Getting the house in order

The Caymans’ move to reform the legislation, then, was welcomed in Brussels, but criticism abounds that the proposed reforms will not go nearly far enough. Worse, a case can be made that the EU is guilty of overlooking other transgressing parties because of reasons of convenience. Member states Malta and Cyprus, for example, are home to some seriously dubious tax practices, making Brussels’ passive-aggressive stance towards the Caymans rather hypocritical. Especially since some EU legislation is not up to par either.

For example, the 1997 Code of Conduct, the piece of legislation which governs tax matters from an EU perspective, has been crying out for reform for decades. Instead, Luxembourg, Ireland and the Netherlands have taken advantage of legal loopholes to attract businesses by offering extremely low rates of tax. These have been so effective that over one third of global FDI now flows through Dutch shell companies, while the legislation’s supervising body, the Code of Conduct Group, has repeatedly dismissed the practice as “harmless”, prompting other EU members to follow suit in a tax race to the bottom.

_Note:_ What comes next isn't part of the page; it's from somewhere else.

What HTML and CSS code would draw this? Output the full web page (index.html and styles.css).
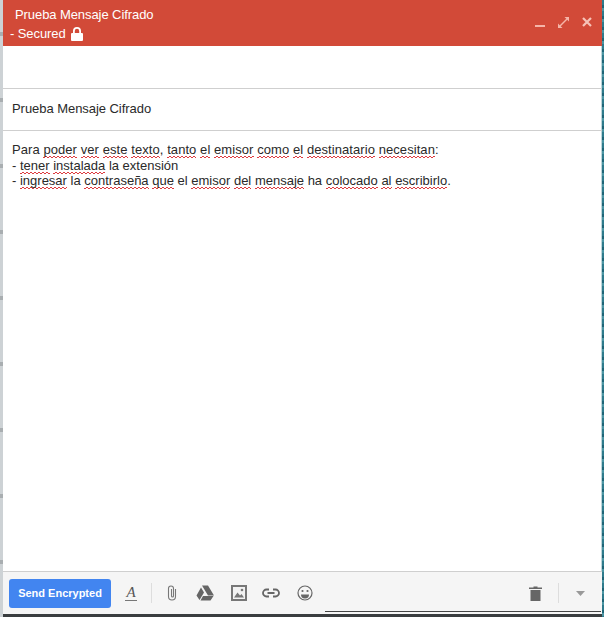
FILE: index.html
```html
<!DOCTYPE html>
<html lang="es">
<head>
<meta charset="utf-8">
<title>Prueba Mensaje Cifrado</title>
<link rel="stylesheet" href="styles.css">
</head>
<body>
<div class="window">
  <div class="edge-left"></div>
  <main class="compose">
    <header class="titlebar">
      <div class="title">
        <div class="title-name">Prueba Mensaje Cifrado</div>
        <div class="title-status">- Secured
          <svg class="lock" viewBox="0 0 12 14" width="12" height="14"><path fill="#fff" d="M1 6h1V4a4 4 0 0 1 8 0v2h1a1 1 0 0 1 1 1v6a1 1 0 0 1-1 1H1a1 1 0 0 1-1-1V7a1 1 0 0 1 1-1zm2.800 0h4.400V4a2.200 2.200 0 0 0-4.400 0z"/></svg>
        </div>
      </div>
      <div class="controls">
        <svg viewBox="0 0 12 12" width="12" height="12"><rect x="1" y="9" width="10" height="2" fill="#f5b5a8"/></svg>
        <svg viewBox="0 0 13 13" width="13" height="13"><path fill="none" stroke="#f5b5a8" stroke-width="1.500" d="M3 10l7-7"/><path fill="#f5b5a8" d="M7.500 1H12v4.500zM1 7.500V12h4.500z"/></svg>
        <svg viewBox="0 0 12 12" width="12" height="12"><path fill="none" stroke="#f7c2b7" stroke-width="2.200" d="M2 2l8 8M10 2l-8 8"/></svg>
      </div>
    </header>
    <div class="recipients"></div>
    <div class="subject">Prueba Mensaje Cifrado</div>
    <div class="message">
      <div class="line-wide">Para <span class="sp">poder</span> <span class="sp">ver</span> <span class="sp">este</span> <span class="sp">texto</span>, <span class="sp">tanto</span> <span class="sp">el</span> <span class="sp">emisor</span> <span class="sp">como</span> <span class="sp">el</span> <span class="sp">destinatario</span> <span class="sp">necesitan</span>:</div>
      <div>- <span class="sp">tener</span> <span class="sp">instalada</span> la extensión</div>
      <div>- <span class="sp">ingresar</span> la <span class="sp">contraseña</span> <span class="sp">que</span> el <span class="sp">emisor</span> <span class="sp">del</span> <span class="sp">mensaje</span> ha <span class="sp">colocado</span> <span class="sp">al</span> <span class="sp">escribirlo</span>.</div>
    </div>
    <footer class="toolbar">
      <button class="send">Send Encrypted</button>
      <span class="format">A</span>
      <span class="sep"></span>
      <svg class="ic clip" viewBox="0 0 12 16" width="12" height="16"><path fill="none" stroke="#777" stroke-width="1.100" d="M9.500 4v7.500a3.500 3.500 0 0 1-7 0V3.500a2.500 2.500 0 0 1 5 0V11a1 1 0 0 1-2 0V4"/></svg>
      <svg class="ic drive" viewBox="0 0 18 16" width="18" height="16"><path fill="#666" d="M6 .5h6l6 10h-6zM5 2.500l3 5-4.500 7.500L.5 10.500zM7 11h10.500l-3 4.500H4.500z"/></svg>
      <svg class="ic photo" viewBox="0 0 16 16" width="16" height="16"><path fill="#777" d="M0 0h16v16H0z"/><path fill="#f2f2f2" d="M2 2h12v12H2z"/><path fill="#777" d="M3 12.500l3.500-5 2.500 3 1.500-1.500 2.500 3.500z"/><circle cx="11" cy="5" r="1.300" fill="#777"/></svg>
      <svg class="ic link" viewBox="0 0 18 10" width="18" height="10"><path fill="none" stroke="#666" stroke-width="1.800" d="M7 1.500H4.500a3.500 3.500 0 0 0 0 7H7M11 1.500h2.500a3.500 3.500 0 0 1 0 7H11M5.500 5h7"/></svg>
      <svg class="ic smile" viewBox="0 0 16 16" width="16" height="16"><circle cx="8" cy="8" r="7" fill="none" stroke="#666" stroke-width="1.200"/><circle cx="5.500" cy="6" r="1.100" fill="#666"/><circle cx="10.500" cy="6" r="1.100" fill="#666"/><path fill="#666" d="M4 9.500h8a4 4 0 0 1-8 0z"/></svg>
      <span class="spacer"></span>
      <svg class="ic trash" viewBox="0 0 13 15" width="13" height="15"><path fill="#666" d="M0 1.500h4.500V.5h4v1H13V3H0zM1.500 4h10v11h-10z"/></svg>
      <span class="sep sep-right"></span>
      <svg class="ic more" viewBox="0 0 9 5" width="9" height="5"><path fill="#999" d="M0 0h9L4.500 5z"/></svg>
    </footer>
    <div class="bottom-line"></div>
  </main>
  <div class="edge-right"></div>
</div>
</body>
</html>
```
FILE: styles.css
```css
* { box-sizing: border-box; }
html, body { margin: 0; height: 100%; }
body { font-family: "Liberation Sans", Arial, sans-serif; background: #fff; overflow: hidden; }
.window { display: flex; width: 604px; height: 617px; }
.edge-left { width: 3px; background: repeating-linear-gradient(180deg, #cdd2d5 0, #cdd2d5 32px, #a9aeb1 32px, #a9aeb1 36px, #cdd2d5 36px, #cdd2d5 66px); }
.edge-right { width: 2px; background: repeating-linear-gradient(180deg, #2f7b8c 0, #2f7b8c 5px, #1f6577 5px, #1f6577 8px, #4b95a3 8px, #4b95a3 11px); }
.compose { flex: 1; min-width: 0; display: flex; flex-direction: column; background: #fff; box-shadow: inset -1px 0 0 #bcd6db; }
.titlebar { height: 46px; background: #d24a38; color: #fff; display: flex; justify-content: space-between; padding: 6px 9px 0 7px; flex: none; }
.title { font-size: 13px; line-height: 18px; letter-spacing: -0.08px; }
.title-name { padding-left: 5px; }
.title-status { display: flex; align-items: center; gap: 5px; height: 18px; margin-top: 1px; }
.controls { display: flex; gap: 11px; align-items: flex-start; padding-top: 10px; }
.recipients { height: 43px; border-bottom: 1px solid #cfcfcf; flex: none; }
.subject { height: 42px; border-bottom: 1px solid #cfcfcf; flex: none; padding: 12px 0 0 9px; font-size: 13px; line-height: 16px; color: #2a2a2a; letter-spacing: -0.05px; }
.message { flex: 1; padding: 11px 9px 0; font-size: 13px; line-height: 15.5px; color: #2a2a2a; }
.line-wide { letter-spacing: 0.07px; }
.sp { padding-bottom: 1px; background-image: linear-gradient(135deg, transparent 35%, #dd3b3f 35%, #dd3b3f 65%, transparent 65%), linear-gradient(45deg, transparent 35%, #dd3b3f 35%, #dd3b3f 65%, transparent 65%); background-size: 4px 2px; background-position: 0 100%, 2px 100%; background-repeat: repeat-x; }
.toolbar { position: relative; height: 43px; flex: none; display: flex; align-items: center; background: #f5f5f5; border-top: 1px solid #cfcfcf; padding: 0 0 0 6px; }
.toolbar::after { content: ""; position: absolute; left: 322px; right: 1px; bottom: 2px; height: 1px; background: #444; }
.send { width: 102px; height: 29px; border: 0; border-radius: 3px; background: #4285f0; color: #fff; font: bold 11px "Liberation Sans", Arial, sans-serif; padding: 0; }
.format { margin-left: 14px; width: 12px; font: italic 15px "Liberation Serif", serif; color: #555; border-bottom: 1px solid #777; line-height: 15px; text-align: center; }
.sep { width: 1px; height: 20px; background: #ddd; margin-left: 14px; }
.ic { flex: none; display: block; }
.clip { margin-left: 14px; }
.drive { margin-left: 18px; }
.photo { margin-left: 17px; }
.link { margin-left: 15px; }
.smile { margin-left: 17px; }
.spacer { flex: 1; }
.trash { margin-right: 16px; margin-left: -1px; }
.sep-right { margin-left: 0; margin-right: 17px; }
.more { margin-right: 17px; }
.bottom-line { height: 3px; flex: none; background: #3a3d3f; }
```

Still, Brussels is pointing to its championing of a global tax minimum of 15% for corporations, set to be introduced in the coming months. Yet the initiative leaves plenty of room for standards to slip further – and many are convinced that even that “minimum” will prove to be a misnomer. This means that the culture of tolerance and drift that has been fostered under the status quo will likely continue. If the EU is to maintain credibility in terms of its attitude to tax evasion and avoid accusations of hypocrisy when sanctioning others for the same, it must first recognise the Pandora Papers for the alarm system that they are and take relevant action to clean up its own act.